The protagonist of the story is a heroine (like in TWILIGHT and THE HUNGER GAMES), a young Cassie Sullivan (Chloe Grace Moretz from KICK-ASS) who first loses her mother (Maggie Siff), followed by her dad (Ron Livingston). Her first priority in the story is thus to look after her younger brother, Sammy (Zachary Arthur) who turns out to be extremely spoilt and annoying. Sammy must keep his ugly teddy bear and has no sense to tell the bus driver to stop when his sister is chasing after the bus. (Or maybe it is the scriptwriter who has no sense.) The search leads her to meet the best looking hunk seen in a young adult film this year. Evan Walker (Alan Roe) aids her in searching for Sammy. This takes them to the facility led by Colonel Vosch (Liev Schreiber). The film’s most outrageous scene has Cassie catching the hunk swimming naked in the stream. Obviously, she falls for him.

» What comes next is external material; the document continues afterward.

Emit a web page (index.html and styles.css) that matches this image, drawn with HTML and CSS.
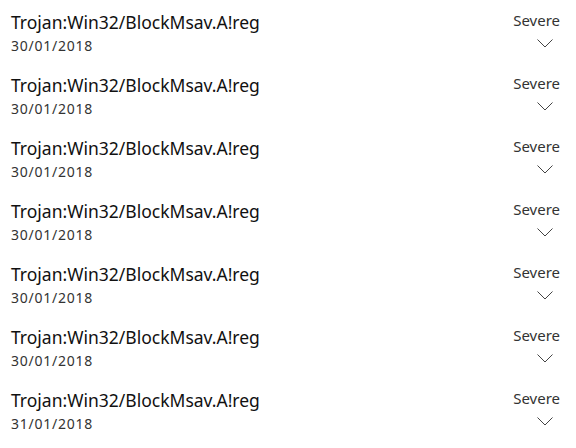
FILE: index.html
```html
<!DOCTYPE html>
<html>
<head>
<meta charset="utf-8">
<link rel="stylesheet" href="styles.css">
</head>
<body>
<ul class="list">
  <li class="row">
    <div class="info"><div class="name">Trojan:Win32/BlockMsav.A!reg</div><div class="date">30/01/2018</div></div>
    <div class="side"><div class="level">Severe</div><svg class="chev" width="16" height="9" viewBox="0 0 16 9"><path d="M0.5 0.5 L8 8 L15.5 0.5" fill="none" stroke="#444" stroke-width="1"/></svg></div>
  </li>
  <li class="row">
    <div class="info"><div class="name">Trojan:Win32/BlockMsav.A!reg</div><div class="date">30/01/2018</div></div>
    <div class="side"><div class="level">Severe</div><svg class="chev" width="16" height="9" viewBox="0 0 16 9"><path d="M0.5 0.5 L8 8 L15.5 0.5" fill="none" stroke="#444" stroke-width="1"/></svg></div>
  </li>
  <li class="row">
    <div class="info"><div class="name">Trojan:Win32/BlockMsav.A!reg</div><div class="date">30/01/2018</div></div>
    <div class="side"><div class="level">Severe</div><svg class="chev" width="16" height="9" viewBox="0 0 16 9"><path d="M0.5 0.5 L8 8 L15.5 0.5" fill="none" stroke="#444" stroke-width="1"/></svg></div>
  </li>
  <li class="row">
    <div class="info"><div class="name">Trojan:Win32/BlockMsav.A!reg</div><div class="date">30/01/2018</div></div>
    <div class="side"><div class="level">Severe</div><svg class="chev" width="16" height="9" viewBox="0 0 16 9"><path d="M0.5 0.5 L8 8 L15.5 0.5" fill="none" stroke="#444" stroke-width="1"/></svg></div>
  </li>
  <li class="row">
    <div class="info"><div class="name">Trojan:Win32/BlockMsav.A!reg</div><div class="date">30/01/2018</div></div>
    <div class="side"><div class="level">Severe</div><svg class="chev" width="16" height="9" viewBox="0 0 16 9"><path d="M0.5 0.5 L8 8 L15.5 0.5" fill="none" stroke="#444" stroke-width="1"/></svg></div>
  </li>
  <li class="row">
    <div class="info"><div class="name">Trojan:Win32/BlockMsav.A!reg</div><div class="date">30/01/2018</div></div>
    <div class="side"><div class="level">Severe</div><svg class="chev" width="16" height="9" viewBox="0 0 16 9"><path d="M0.5 0.5 L8 8 L15.5 0.5" fill="none" stroke="#444" stroke-width="1"/></svg></div>
  </li>
  <li class="row">
    <div class="info"><div class="name">Trojan:Win32/BlockMsav.A!reg</div><div class="date">31/01/2018</div></div>
    <div class="side"><div class="level">Severe</div><svg class="chev" width="16" height="9" viewBox="0 0 16 9"><path d="M0.5 0.5 L8 8 L15.5 0.5" fill="none" stroke="#444" stroke-width="1"/></svg></div>
  </li>
</ul>
</body>
</html>
```
FILE: styles.css
```css
html, body {
  margin: 0;
  padding: 0;
  background: #fff;
}
body {
  font-family: "Noto Sans", "Open Sans", sans-serif;
  color: #000;
}
.list {
  list-style: none;
  margin: 0;
  padding: 0;
}
.row {
  display: flex;
  justify-content: space-between;
  height: 63px;
  padding: 0 16px 0 11px;
}
.info {
  padding-top: 10px;
}
.name {
  font-size: 17.5px;
  line-height: 24px;
  color: #111;
}
.date {
  margin-top: 2px;
  font-size: 14px;
  line-height: 20px;
  letter-spacing: 0.75px;
  color: #333;
}
.side {
  display: flex;
  flex-direction: column;
  align-items: flex-end;
  padding-top: 10px;
}
.level {
  font-size: 15px;
  line-height: 20px;
  color: #333;
}
.chev {
  display: block;
  margin-top: 9px;
  margin-right: 7px;
}
```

She distrusts him at first but then who can resist those dreamboat eyes?
But the film gets sillier and sillier. One scene has Evan suddenly appearing in the alien facility. “I have planted bombs!” he tells Cassie. Another has Cassie looking at the sky in broad daylight seeing stars. Yet amidst all the mayhem, Cassie manages to write her diary, which Evan reads. Fortunately there is no scene in the film showing Cassie writing a journal entry, and that would be even more laughable.

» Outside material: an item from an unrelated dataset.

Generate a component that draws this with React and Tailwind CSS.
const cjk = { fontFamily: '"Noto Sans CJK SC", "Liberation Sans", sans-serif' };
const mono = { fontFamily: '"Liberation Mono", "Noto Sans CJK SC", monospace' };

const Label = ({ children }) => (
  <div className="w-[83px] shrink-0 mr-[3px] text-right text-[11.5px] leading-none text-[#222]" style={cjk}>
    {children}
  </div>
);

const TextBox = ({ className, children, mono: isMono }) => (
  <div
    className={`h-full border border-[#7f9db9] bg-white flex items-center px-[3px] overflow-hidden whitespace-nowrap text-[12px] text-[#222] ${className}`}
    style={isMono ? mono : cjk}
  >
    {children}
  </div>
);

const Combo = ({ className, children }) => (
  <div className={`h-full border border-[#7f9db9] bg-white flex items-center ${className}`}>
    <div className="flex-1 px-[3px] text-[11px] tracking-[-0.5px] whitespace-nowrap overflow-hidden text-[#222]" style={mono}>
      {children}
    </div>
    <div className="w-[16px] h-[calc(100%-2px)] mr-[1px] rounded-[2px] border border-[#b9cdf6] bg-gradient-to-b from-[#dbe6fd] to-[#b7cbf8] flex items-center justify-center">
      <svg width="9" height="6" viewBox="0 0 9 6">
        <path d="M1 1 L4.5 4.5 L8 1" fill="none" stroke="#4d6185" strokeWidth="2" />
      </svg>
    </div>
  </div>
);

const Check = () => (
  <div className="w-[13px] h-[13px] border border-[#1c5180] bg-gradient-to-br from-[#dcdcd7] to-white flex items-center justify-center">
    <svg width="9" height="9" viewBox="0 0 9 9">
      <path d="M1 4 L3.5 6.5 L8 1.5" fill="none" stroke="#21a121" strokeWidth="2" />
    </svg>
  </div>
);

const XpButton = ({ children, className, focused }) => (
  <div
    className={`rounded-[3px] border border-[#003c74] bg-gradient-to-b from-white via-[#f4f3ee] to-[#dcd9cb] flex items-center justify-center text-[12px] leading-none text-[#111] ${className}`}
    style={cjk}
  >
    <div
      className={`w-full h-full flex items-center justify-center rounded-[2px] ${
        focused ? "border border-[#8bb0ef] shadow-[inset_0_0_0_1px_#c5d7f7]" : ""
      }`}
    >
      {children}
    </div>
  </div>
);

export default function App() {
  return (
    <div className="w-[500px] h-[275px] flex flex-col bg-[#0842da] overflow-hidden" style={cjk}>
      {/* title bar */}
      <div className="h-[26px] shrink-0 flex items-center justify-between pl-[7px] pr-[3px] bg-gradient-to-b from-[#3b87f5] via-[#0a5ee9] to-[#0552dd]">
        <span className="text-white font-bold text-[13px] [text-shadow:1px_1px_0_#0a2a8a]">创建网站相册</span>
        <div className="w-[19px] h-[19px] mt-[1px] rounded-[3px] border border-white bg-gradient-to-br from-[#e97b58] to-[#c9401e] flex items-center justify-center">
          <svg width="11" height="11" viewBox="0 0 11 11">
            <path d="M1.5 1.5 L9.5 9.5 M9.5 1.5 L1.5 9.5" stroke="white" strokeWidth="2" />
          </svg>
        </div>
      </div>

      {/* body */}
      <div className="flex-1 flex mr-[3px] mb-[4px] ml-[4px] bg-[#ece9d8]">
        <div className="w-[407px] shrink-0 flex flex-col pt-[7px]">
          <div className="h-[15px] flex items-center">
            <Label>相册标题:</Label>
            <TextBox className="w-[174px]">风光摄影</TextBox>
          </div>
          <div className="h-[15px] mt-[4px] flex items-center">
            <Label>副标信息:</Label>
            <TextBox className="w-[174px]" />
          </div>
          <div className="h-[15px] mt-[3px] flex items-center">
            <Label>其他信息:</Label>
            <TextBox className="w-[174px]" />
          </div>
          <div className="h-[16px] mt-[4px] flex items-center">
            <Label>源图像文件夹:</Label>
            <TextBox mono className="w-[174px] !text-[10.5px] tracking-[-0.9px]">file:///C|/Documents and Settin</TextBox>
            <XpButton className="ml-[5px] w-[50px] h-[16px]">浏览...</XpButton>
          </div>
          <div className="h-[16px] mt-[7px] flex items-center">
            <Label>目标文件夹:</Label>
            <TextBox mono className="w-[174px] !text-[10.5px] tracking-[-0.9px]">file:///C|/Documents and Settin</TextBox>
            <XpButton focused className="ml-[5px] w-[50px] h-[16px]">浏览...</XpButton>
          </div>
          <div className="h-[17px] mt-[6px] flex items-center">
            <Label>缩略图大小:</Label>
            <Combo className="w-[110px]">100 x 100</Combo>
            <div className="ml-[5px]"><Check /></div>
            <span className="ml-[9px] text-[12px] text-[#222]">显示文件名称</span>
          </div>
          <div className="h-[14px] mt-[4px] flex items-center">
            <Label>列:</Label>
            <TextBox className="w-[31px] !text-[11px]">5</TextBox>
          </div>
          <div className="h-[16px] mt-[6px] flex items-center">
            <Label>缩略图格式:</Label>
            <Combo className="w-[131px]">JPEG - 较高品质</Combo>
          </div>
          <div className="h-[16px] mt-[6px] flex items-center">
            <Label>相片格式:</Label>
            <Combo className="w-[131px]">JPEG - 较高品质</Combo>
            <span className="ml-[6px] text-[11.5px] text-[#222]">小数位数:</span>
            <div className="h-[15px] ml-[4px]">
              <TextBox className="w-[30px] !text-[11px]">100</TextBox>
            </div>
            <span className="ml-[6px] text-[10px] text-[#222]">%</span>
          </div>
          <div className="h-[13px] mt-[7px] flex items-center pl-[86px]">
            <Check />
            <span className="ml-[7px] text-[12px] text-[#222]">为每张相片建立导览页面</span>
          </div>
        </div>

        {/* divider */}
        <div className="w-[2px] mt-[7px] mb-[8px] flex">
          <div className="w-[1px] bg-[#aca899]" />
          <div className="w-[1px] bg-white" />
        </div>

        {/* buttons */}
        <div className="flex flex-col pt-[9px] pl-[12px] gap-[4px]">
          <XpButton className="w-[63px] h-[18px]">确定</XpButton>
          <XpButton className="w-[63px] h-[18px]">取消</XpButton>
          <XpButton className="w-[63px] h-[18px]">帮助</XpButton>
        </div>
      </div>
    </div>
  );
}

The 5TH WAVE works well at the start, gets terribly boring and then unintentionally hilarious. To that effect the film is not without its entertainment value.
To the filmmakers’ credit the production costs came below $40 million, which is a bargain for a sci-fi special effects film. The fact that unknown actors (except for Moretz) were hired helps. It would be interesting to see if Sony Pictures continues with the film adaptation of the other two novels.